National Army Museum, Waiouru, New Zealand : Military History & Army War Museum

Women and the War Effort

During World War Two, over 75,000 women volunteered for work to assist the war effort and this effort was co-ordinated by the Women’s War Auxiliary Service (WWSA). Formed in 1940, the WWSA kept a registry of all women and organised voluntary workers as required.

In 1941 a Hospital Division of the WWSA was formed with the idea of bringing women from New Zealand to serve with the 2 New Zealand Expeditionary Force (NZEF) in Egypt.

The women of the WWSA Hospital Division took on a variety of roles in and around hospitals from working in the wards to laundry and clerical duties. It was decided that nursing orderlies be used together with clerks. The requirement for those working in the nursing section was that they must have 60 hours hospital training, whilst those in the clerical section was that they must be highly qualified and be able to show a high standard of efficiency. Matron-in-Chief, Miss Nutsey insisted that they be referred to as ‘nurses’ however many referred to the women as Voluntary Aides (VAs).

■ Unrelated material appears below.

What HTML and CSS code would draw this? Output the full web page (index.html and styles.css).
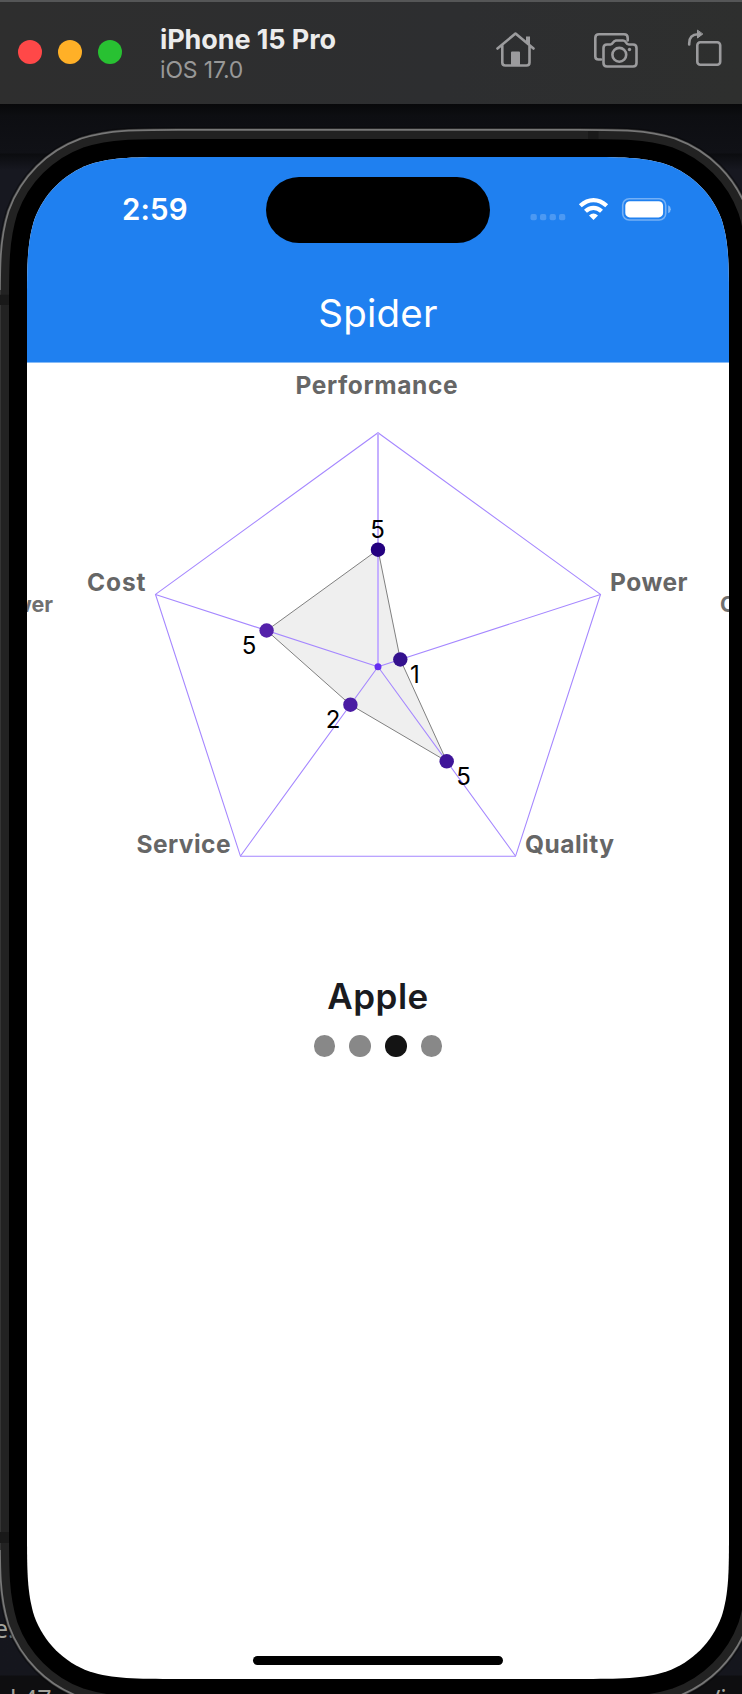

In December 1941 a cable arrived from the Middle East approving a contingent of 200 who were dispatched for 3 Hospital, Cairo, Egypton December 22nd with 4 officers, 182 nursing orderlies (nurses) and 14 shorthand typists (clerks) aboard.

The HS Maunganui stopped off in Australia and due to overcrowding unloaded 59 of the women. One was sent back home due to illness and the rest remained in Northam Perth for an extra month before sailing for Cairo. These women became known as the “Northam girls”.

On 24th January 1942 in Egypt, the WWSA (Hospital Division) was formed as an official unit of the 2 NZEF. The nursing orderlies worked as assistants in the wards. Their duties were bed-making, taking temperatures, serving meals, sweeping, cleaning and helping in the kitchen. The rest worked in the clerical section, in hospital offices, replacing the men who were sent into the field, and some were employed in Quarter Master (QM) stores and hospital X-ray departments where their duties included shorthand, typing and other office tasks.

One of the Northam girls was Second Lieutenant Martha Denman Grigg. Martha attested in 1941 aged 30 and worked in admin for the WWSA in Egypt and Italy. She was Mentioned in Despatches for distinguished service. The National Army Museum was lucky enough to recently receive a number of her personal items including her medal group which is currently in preparation for mounting to go into the museum’s Medal Repository.